I used to find it impossible to admit to my mistakes and failings.

I’d drag myself over hot coals for the slightest misdemeanour, but outing myself to somebody else? Not a fucking chance. I think I thought everyone else was a whole lot closer to perfect than I was, and the only way I could ever be remotely accepted by anyone was to at least pretend that I was too.

When I was younger, this resulted in me snaring myself in kneejerk denials that led to bizarre, convoluted, improv lie-trains that surely weren’t fooling anyone. As I grew up, I calmed my powerful instinct to deny, and instead developed a more sophisticated tactic of mitigating my blame. I also learned to skirt around the lie; to say true but misleading or distracting things that let me avoid disclosing the dirt.
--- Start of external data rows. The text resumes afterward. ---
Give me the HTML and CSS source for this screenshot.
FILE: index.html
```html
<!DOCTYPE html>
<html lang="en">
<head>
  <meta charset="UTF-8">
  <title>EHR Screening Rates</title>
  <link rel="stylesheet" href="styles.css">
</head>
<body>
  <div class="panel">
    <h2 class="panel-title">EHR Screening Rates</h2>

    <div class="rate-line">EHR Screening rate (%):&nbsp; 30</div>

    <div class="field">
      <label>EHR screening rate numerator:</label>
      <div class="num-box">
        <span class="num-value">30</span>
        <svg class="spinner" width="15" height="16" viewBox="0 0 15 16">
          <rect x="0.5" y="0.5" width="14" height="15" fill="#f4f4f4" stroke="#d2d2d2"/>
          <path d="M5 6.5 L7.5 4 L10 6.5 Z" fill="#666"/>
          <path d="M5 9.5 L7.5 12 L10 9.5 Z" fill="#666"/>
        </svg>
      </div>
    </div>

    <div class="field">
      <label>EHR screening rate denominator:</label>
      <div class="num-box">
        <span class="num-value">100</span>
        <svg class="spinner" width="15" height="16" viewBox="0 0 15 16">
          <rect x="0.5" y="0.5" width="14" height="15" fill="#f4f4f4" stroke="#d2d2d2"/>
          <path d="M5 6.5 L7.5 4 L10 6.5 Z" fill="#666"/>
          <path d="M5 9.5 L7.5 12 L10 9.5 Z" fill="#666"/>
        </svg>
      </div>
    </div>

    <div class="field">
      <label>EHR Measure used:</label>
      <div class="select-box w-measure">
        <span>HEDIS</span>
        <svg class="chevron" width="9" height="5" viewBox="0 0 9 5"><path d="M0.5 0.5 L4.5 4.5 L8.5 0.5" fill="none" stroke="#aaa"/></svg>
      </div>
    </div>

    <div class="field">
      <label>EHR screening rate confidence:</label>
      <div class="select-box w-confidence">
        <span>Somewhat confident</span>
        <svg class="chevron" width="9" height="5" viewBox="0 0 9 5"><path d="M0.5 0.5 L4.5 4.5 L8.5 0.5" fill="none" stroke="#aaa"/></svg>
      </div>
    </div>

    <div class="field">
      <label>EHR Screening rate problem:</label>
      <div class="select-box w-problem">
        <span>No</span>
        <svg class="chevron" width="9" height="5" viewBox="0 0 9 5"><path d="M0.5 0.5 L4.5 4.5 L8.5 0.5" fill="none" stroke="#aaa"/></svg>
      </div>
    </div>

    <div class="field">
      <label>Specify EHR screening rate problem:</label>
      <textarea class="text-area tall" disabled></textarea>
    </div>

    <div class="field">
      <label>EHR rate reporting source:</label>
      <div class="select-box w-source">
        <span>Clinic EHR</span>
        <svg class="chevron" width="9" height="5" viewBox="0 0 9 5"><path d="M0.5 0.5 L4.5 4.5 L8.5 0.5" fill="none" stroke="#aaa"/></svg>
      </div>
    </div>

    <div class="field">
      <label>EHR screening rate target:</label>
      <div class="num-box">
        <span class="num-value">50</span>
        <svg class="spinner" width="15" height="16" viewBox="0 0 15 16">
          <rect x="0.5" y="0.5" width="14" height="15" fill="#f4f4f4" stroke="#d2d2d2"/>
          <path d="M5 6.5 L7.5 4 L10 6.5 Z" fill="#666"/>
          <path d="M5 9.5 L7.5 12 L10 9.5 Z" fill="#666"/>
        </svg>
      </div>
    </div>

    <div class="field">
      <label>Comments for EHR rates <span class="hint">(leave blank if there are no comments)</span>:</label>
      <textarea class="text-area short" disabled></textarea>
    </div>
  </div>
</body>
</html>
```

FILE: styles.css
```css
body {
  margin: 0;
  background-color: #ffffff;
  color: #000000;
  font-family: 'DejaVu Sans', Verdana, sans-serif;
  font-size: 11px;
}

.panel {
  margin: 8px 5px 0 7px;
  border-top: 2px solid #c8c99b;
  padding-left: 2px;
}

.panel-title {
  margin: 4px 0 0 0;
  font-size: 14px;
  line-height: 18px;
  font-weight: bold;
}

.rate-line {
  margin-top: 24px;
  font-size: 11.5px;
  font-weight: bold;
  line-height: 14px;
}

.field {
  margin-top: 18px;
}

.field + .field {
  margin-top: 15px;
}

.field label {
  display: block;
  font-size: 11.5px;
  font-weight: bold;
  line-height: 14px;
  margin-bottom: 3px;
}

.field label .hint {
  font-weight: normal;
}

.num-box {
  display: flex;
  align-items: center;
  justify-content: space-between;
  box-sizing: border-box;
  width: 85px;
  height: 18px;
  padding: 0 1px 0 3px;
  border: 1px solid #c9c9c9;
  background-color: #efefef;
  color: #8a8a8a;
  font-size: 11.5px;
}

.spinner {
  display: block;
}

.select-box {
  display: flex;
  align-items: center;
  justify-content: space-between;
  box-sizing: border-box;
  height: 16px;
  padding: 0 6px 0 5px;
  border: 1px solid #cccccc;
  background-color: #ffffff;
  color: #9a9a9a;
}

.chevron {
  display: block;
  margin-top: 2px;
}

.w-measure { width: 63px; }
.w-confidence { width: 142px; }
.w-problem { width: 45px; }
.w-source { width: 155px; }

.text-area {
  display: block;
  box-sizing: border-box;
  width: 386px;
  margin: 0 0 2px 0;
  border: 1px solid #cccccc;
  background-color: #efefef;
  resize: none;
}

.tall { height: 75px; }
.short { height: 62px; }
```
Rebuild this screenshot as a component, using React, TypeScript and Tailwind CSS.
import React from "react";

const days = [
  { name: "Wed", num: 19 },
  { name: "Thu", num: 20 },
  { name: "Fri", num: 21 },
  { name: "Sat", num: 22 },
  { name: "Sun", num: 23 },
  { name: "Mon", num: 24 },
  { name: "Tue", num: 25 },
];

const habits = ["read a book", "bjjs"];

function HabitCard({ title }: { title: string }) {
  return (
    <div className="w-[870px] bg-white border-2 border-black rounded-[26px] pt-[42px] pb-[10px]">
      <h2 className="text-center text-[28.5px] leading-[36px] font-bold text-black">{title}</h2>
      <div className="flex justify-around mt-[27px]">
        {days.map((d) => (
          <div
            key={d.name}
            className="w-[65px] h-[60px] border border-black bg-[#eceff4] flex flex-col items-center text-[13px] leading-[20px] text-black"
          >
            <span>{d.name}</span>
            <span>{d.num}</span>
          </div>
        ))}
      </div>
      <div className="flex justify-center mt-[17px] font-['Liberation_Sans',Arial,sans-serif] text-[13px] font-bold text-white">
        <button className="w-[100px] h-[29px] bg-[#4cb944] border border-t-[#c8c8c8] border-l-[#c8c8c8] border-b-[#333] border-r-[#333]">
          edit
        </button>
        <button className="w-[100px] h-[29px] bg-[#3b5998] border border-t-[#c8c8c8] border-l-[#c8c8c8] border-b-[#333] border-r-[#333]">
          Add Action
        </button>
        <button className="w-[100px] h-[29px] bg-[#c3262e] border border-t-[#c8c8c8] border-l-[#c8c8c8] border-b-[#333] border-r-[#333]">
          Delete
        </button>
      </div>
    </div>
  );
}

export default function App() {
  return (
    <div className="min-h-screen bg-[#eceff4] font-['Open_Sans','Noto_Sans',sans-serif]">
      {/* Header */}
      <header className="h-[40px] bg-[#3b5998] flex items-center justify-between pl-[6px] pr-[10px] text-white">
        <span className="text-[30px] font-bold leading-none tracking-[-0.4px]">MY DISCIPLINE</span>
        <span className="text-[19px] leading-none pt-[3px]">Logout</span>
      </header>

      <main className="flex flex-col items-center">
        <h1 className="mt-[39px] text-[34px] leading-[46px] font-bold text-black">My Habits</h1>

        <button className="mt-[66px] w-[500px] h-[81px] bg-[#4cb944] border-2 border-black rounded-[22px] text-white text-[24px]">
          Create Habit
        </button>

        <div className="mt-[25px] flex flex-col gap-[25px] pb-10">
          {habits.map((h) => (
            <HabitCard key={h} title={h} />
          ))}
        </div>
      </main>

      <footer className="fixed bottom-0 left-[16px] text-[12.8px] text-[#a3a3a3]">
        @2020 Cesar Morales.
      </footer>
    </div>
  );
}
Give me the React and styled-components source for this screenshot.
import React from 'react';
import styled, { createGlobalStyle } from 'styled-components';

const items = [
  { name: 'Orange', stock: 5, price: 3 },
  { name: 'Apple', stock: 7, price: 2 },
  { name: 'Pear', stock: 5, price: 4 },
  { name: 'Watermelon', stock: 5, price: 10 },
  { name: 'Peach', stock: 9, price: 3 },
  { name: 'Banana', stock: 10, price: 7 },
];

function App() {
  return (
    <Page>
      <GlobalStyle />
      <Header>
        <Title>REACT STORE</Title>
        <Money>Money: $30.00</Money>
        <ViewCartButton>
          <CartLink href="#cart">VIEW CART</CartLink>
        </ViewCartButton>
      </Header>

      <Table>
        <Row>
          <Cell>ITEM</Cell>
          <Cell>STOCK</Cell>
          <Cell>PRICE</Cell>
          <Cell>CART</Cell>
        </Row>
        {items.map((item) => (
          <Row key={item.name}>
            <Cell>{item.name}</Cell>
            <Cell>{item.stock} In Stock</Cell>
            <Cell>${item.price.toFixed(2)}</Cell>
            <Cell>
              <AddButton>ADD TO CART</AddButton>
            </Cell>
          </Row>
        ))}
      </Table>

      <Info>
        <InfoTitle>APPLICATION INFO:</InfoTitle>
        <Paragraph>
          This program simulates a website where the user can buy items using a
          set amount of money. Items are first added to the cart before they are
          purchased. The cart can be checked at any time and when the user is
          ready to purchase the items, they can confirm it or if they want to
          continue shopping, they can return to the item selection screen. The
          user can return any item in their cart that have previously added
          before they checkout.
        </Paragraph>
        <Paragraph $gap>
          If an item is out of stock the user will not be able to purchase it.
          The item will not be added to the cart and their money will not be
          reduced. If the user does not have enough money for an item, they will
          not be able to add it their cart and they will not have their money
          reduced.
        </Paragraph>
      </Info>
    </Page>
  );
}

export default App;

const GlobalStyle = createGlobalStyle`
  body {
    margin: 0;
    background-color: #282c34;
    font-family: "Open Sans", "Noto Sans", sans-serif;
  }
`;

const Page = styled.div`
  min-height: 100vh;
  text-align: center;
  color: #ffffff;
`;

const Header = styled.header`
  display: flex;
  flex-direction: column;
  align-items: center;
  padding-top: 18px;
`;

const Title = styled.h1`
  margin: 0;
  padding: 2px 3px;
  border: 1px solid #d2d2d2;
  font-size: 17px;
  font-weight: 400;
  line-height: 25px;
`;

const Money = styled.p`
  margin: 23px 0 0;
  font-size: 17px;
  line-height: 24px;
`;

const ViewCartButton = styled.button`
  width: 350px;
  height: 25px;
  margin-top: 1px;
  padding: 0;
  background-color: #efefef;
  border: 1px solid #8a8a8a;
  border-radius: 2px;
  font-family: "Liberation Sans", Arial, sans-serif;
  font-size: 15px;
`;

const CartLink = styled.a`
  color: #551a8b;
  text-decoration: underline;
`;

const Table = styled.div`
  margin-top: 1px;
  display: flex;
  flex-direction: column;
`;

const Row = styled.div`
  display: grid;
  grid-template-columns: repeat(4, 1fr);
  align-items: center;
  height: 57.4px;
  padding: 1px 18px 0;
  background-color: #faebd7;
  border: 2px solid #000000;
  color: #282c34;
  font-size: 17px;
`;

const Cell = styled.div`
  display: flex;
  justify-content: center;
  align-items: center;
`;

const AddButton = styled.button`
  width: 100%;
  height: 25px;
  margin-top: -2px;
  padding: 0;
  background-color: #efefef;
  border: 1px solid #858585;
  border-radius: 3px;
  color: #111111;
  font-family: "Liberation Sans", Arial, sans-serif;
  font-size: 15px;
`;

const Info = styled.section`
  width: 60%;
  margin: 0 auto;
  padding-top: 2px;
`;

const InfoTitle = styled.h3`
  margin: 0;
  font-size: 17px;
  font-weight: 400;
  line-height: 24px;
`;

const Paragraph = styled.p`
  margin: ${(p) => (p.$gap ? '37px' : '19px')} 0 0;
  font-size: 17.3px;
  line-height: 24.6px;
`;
I always felt guilty about trying to shirk the guilt, so I was always struggling to change my behaviour. But the shame within me was just so crippling that I was never wholly successful. I could never fully own my shortcomings.

A few years ago, I was working for board at a family homestead in Northern California and one of my hosts took me into San Francisco to meet her friend who was flying in. We were meeting in a jazz bar, and after we found parking, there was a short walk up a decently inclined street. I hadn’t given it a thought, and started walking at my usual pace when my host had to stop me. She was very overweight and couldn’t keep up.

She told me about how she could barely walk a block these days, and hills got her out of breath in a few steps, as we made our slow and staggered ascent. What she described, and what I could see, was a reality I couldn’t imagine, and had my mind reeling at the countless implications it must have for every moment of her life.

But then, more strikingly, she very matter-of-factly told me how deeply it bothered her, how it was a very real, very big problem in her life that she was very aware of, and how simultaneously she was very aware of the fact she was doing absolutely nothing about it. No excuses, no complaining, no sugarcoating, no joking, no agenda – just a plain, simple describing of the very personal facts in a totally casual, unloaded way.

This was a quality of hers that I saw displayed a number of times while I stayed there. She just owned herself and her flaws entirely. Fucking wow. I want that level of bravery. I think that was the first time I’d really seen true authenticity modelled to me in the real world. It was inspiring, and it stayed with me.

There are still certain areas of my life that I find it difficult to own up to, but damn have I come a long way. Finding a metric to aspire to instead of a metric to fear made all the difference.